Hamilton got stronger after amalgamation
You’re in the city of Hamilton. But only technically.
Dark pine forests fringed with wildflowers are all you see on southbound Highway 6 as the sign tells you you’re inside the city limits.
And for the next 20 kilometres, as farms and gas stations give way to light industry and garden centres, until you get to the tangle of highways at the edge of Lake Ontario, Hamilton is a city that doesn’t look like a city.
In January 2001, the city was required to merge with five surrounding municipalities: Flamborough, Glanbrook, Stoney Creek, Ancaster and Dundas.
Flamborough was especially unhappy about that, local politicians recall.
The area was mostly farmland and had tried to split itself up to join neighbouring rural municipalities instead, including Waterloo Region.
But the province rejected that idea and forced it to join the big city.
Seventeen years later, two key politicians say the amalgamation experiment was a success.
“There’s no question in my mind, this community is further ahead,” said Terry Cooke, who was chair of the Regional Municipality of Hamilton-Wentworth from 1994 to 2000. That municipality died with the amalgamation. Cooke is now chief executive officer of Hamilton Community Foundation.
The merge kept the wealthy, growing suburbs around Hamilton as part of the new megacity. Tax revenue was stable and could be directed to wherever there was a need.
Without that move, “we would have had inner-city blight,” with prosperous suburbs divorced from the core, said Hamilton Mayor Fred Eisenberger.
Cooke agreed, and pointed out that those thriving suburbs were originally built with the money from the industrial tax assessment from inner-city Hamilton.
Once amalgamation became reality, there was a transition board to manage the details. Some street numbers needed to be changed. People on septic systems had their taxes adjusted so that they weren’t paying for services they didn’t receive.
For years after the merge, there were complaints that the urban area of Hamilton had more residents per ward (and therefore each individual had less voting power) than the rural areas.
That’s to be corrected in this upcoming election with an additional ward on Hamilton Mountain and one less ward in Flamborough.
Eisenberger, who was mayor from 2006 to 2010 and again since 2014, said it was important to find ways to invest in every part of the new city.
Flamborough was the unhappiest of the new arrivals, with “Free Flamborough” T-shirts being worn. But time heals even these wounds.
“I always said it would take a generation” for those hurt feelings to settle down, Cooke said.
Population increase in the suburbs has helped the whole city thrive.
Even Flamborough has seen plenty of growth and prosperity in its Waterdown section, a favourite spot to buy a home if you must commute to Toronto.
Amalgamation has also helped Hamilton negotiate good deals for itself, Eisenberger added.

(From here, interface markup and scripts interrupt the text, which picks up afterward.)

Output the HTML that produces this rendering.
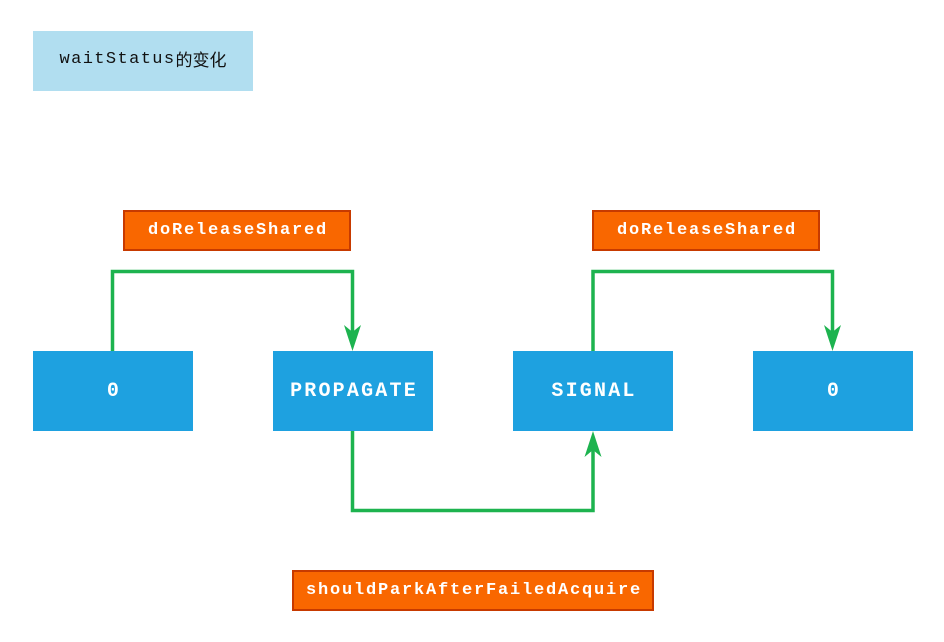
<!DOCTYPE html>
<html><head><meta charset="utf-8"><style>
body{margin:0;width:944px;height:642px;background:#fff;position:relative;overflow:hidden;font-family:"Liberation Mono",monospace}
.b{position:absolute;display:flex;align-items:center;justify-content:center;box-sizing:border-box}
.t{left:33px;top:31px;width:220px;height:60px;background:#b1def0;color:#111;font-size:17px;font-family:"Liberation Mono","Noto Sans CJK SC",monospace;padding-bottom:4px}
.t span{letter-spacing:1.4px}
.o{background:#f96700;border:2px solid #c73a00;color:#fff;font-weight:bold;font-size:17px;letter-spacing:1.8px;height:41px;padding-left:2px}
.n{background:#1ea1e0;color:#fff;font-weight:bold;font-size:20px;letter-spacing:2.2px;width:160px;height:80px;top:351px;padding-left:2px}
svg{position:absolute;left:0;top:0}
</style></head><body>
<div class="b t"><span>waitStatus</span>的变化</div>
<div class="b o" style="left:123px;top:210px;width:228px">doReleaseShared</div>
<div class="b o" style="left:592px;top:210px;width:228px">doReleaseShared</div>
<div class="b o" style="left:292px;top:570px;width:362px">shouldParkAfterFailedAcquire</div>
<div class="b n" style="left:33px">0</div>
<div class="b n" style="left:273px">PROPAGATE</div>
<div class="b n" style="left:513px">SIGNAL</div>
<div class="b n" style="left:753px">0</div>
<svg width="944" height="642">
<g fill="none" stroke="#1db34f" stroke-width="3.5">
<path d="M112.5 351V271.5H352.5V335"/>
<path d="M352.5 431V510.5H593V447"/>
<path d="M593 351V271.5H832.5V335"/>
</g>
<g fill="#1db34f">
<path d="M352.5 351L344 325L352.5 332L361 325Z"/>
<path d="M832.5 351L824 325L832.5 332L841 325Z"/>
<path d="M593 431L584.5 457L593 450L601.5 457Z"/>
</g>
</svg>
</body></html>
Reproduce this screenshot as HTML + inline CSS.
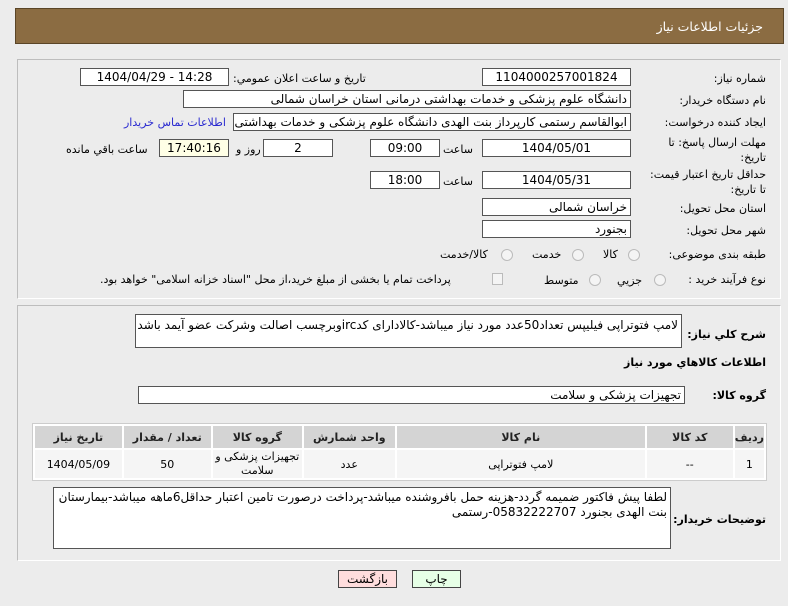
<!DOCTYPE html>
<html><head><meta charset="utf-8"><style>
*{margin:0;padding:0;box-sizing:border-box}
body{width:788px;height:606px;background:#ececec;font-family:"DejaVu Sans","Liberation Sans",sans-serif;font-size:11px;color:#000;position:relative;overflow:hidden}
.a{position:absolute;white-space:nowrap}
.hdr{left:15px;top:8px;width:769px;height:36px;background:#8b6c42;border:1px solid #5a4527}
.hdr span{position:absolute;right:20px;top:10px;color:#fff;font-size:12.5px}
.pan{border:1px solid #bdbdbd;border-right-color:#fff;border-bottom-color:#fff;left:17px;width:764px;background:#ececec}
.box{position:absolute;background:#fff;border:1px solid #555;height:18px;text-align:center;line-height:16px;font-size:12px;overflow:hidden;white-space:nowrap}
.r{text-align:right;padding-right:3px}
.lb{position:absolute;right:22px;white-space:nowrap;direction:rtl}
.rad{position:absolute;width:12px;height:12px;border:1px solid #bbb;border-radius:50%;background:#f4f4f4}
table{border-collapse:separate;border-spacing:2px;position:absolute;left:32px;top:423px;width:735px;background:#fff;border:1px solid #ccc}
th{background:#d4d4d4;height:22px;font-size:11px;font-weight:bold;color:#222}
td{background:#f5f5f5;height:28px;text-align:center;font-size:11px}
.btn{position:absolute;height:18px;border:1px solid #444;text-align:center;line-height:16px;font-size:12px}
</style></head><body dir="ltr">
<div class="a hdr"><span>جزئیات اطلاعات نیاز</span></div>
<div class="a pan" style="top:59px;height:240px"></div>
<div class="a pan" style="top:305px;height:256px"></div>

<div class="lb" style="top:72px">شماره نیاز:</div>
<div class="box" style="left:482px;top:68px;width:149px">1104000257001824</div>
<div class="a" style="left:233px;top:72px;direction:rtl">تاریخ و ساعت اعلان عمومي:</div>
<div class="box" style="left:80px;top:68px;width:149px">1404/04/29 - 14:28</div>

<div class="lb" style="top:94px">نام دستگاه خریدار:</div>
<div class="box r" style="left:183px;top:90px;width:448px;direction:rtl">دانشگاه علوم پزشکی و خدمات بهداشتی درمانی استان خراسان شمالی</div>

<div class="lb" style="top:116px">ایجاد کننده درخواست:</div>
<div class="box r" style="left:233px;top:113px;width:398px;direction:rtl">ابوالقاسم رستمی کارپرداز بنت الهدی دانشگاه علوم پزشکی و خدمات بهداشتی</div>
<div class="a" style="left:124px;top:116px;color:#2a2ad0;direction:rtl">اطلاعات تماس خریدار</div>

<div class="lb" style="top:136px">مهلت ارسال پاسخ: تا</div>
<div class="lb" style="top:151px">تاریخ:</div>
<div class="box" style="left:482px;top:139px;width:149px">1404/05/01</div>
<div class="a" style="left:443px;top:143px">ساعت</div>
<div class="box" style="left:370px;top:139px;width:70px">09:00</div>
<div class="box" style="left:263px;top:139px;width:70px">2</div>
<div class="a" style="left:236px;top:143px;direction:rtl">روز و</div>
<div class="box" style="left:159px;top:139px;width:70px;background:#ffffe6">17:40:16</div>
<div class="a" style="left:66px;top:143px;direction:rtl">ساعت باقي مانده</div>

<div class="lb" style="top:168px">حداقل تاریخ اعتبار قیمت:</div>
<div class="lb" style="top:183px">تا تاریخ:</div>
<div class="box" style="left:482px;top:171px;width:149px">1404/05/31</div>
<div class="a" style="left:443px;top:175px">ساعت</div>
<div class="box" style="left:370px;top:171px;width:70px">18:00</div>

<div class="lb" style="top:202px">استان محل تحویل:</div>
<div class="box r" style="left:482px;top:198px;width:149px;direction:rtl">خراسان شمالی</div>
<div class="lb" style="top:224px">شهر محل تحویل:</div>
<div class="box r" style="left:482px;top:220px;width:149px;direction:rtl">بجنورد</div>

<div class="lb" style="top:248px">طبقه بندی موضوعی:</div>
<div class="rad" style="left:628px;top:249px"></div><div class="a" style="left:603px;top:248px">کالا</div>
<div class="rad" style="left:572px;top:249px"></div><div class="a" style="left:532px;top:248px">خدمت</div>
<div class="rad" style="left:501px;top:249px"></div><div class="a" style="left:440px;top:248px;direction:rtl">کالا/خدمت</div>

<div class="lb" style="top:273px">نوع فرآیند خرید :</div>
<div class="rad" style="left:654px;top:274px"></div><div class="a" style="left:617px;top:274px">جزیي</div>
<div class="rad" style="left:589px;top:274px"></div><div class="a" style="left:544px;top:274px">متوسط</div>
<div class="a" style="left:492px;top:273px;width:11px;height:12px;border:1px solid #bbb;background:#f4f4f4"></div>
<div class="a" style="left:100px;top:273px;direction:rtl">پرداخت تمام یا بخشی از مبلغ خرید،از محل "اسناد خزانه اسلامی" خواهد بود.</div>

<div class="lb" style="top:328px;font-weight:bold">شرح کلي نیاز:</div>
<div class="box r" style="left:135px;top:314px;width:547px;height:34px;text-align:right;direction:rtl;line-height:16px;padding-top:2px">لامپ فتوتراپی فیلیپس تعداد50عدد مورد نیاز میباشد-کالادارای کدircوبرچسب اصالت وشرکت عضو آیمد باشد</div>
<div class="lb" style="top:356px;font-weight:bold">اطلاعات کالاهاي مورد نیاز</div>
<div class="lb" style="top:389px;font-weight:bold">گروه کالا:</div>
<div class="box r" style="left:138px;top:386px;width:547px;direction:rtl">تجهیزات پزشکی و سلامت</div>

<table dir="rtl">
<tr><th style="width:27px">ردیف</th><th style="width:86px">کد کالا</th><th style="width:248px">نام کالا</th><th style="width:91px">واحد شمارش</th><th style="width:89px">گروه کالا</th><th style="width:87px">تعداد / مقدار</th><th>تاریخ نیاز</th></tr>
<tr><td>1</td><td>--</td><td>لامپ فتوتراپی</td><td>عدد</td><td style="line-height:14px">تجهیزات پزشکی و سلامت</td><td>50</td><td>1404/05/09</td></tr>
</table>

<div class="lb" style="top:513px;font-weight:bold">توضیحات خریدار:</div>
<div class="box" style="left:53px;top:487px;width:618px;height:62px;text-align:right;direction:rtl;white-space:normal;padding:2px 3px;line-height:15px">لطفا پیش فاکتور ضمیمه گردد-هزینه حمل بافروشنده میباشد-پرداخت درصورت تامین اعتبار حداقل6ماهه میباشد-بیمارستان بنت الهدی بجنورد 05832222707-رستمی</div>

<div class="btn" style="left:338px;top:570px;width:59px;background:#fdd">بازگشت</div>
<div class="btn" style="left:412px;top:570px;width:49px;background:#e6ffe6">چاپ</div>
</body></html>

“We went from being the 15th largest city in Canada to the eighth largest,” he said. “That automatically gives you more clout at the provincial table, the federal table.
“It’s given us a much, much stronger voice.”
Here’s one example that may hit close to home: If Hamilton decides to go ahead with building a light rail transit line, it will be fully paid for by the provincial government. Local taxes won’t have to be raised to help cover the construction costs.
Waterloo Region, by contrast, had to contribute local tax dollars for about one-third of the cost of its light rail transit line.
The City of Hamilton was required to amalgamate with Flamborough, Glanbrook, Stoney Creek, Ancaster and Dundas in 2001.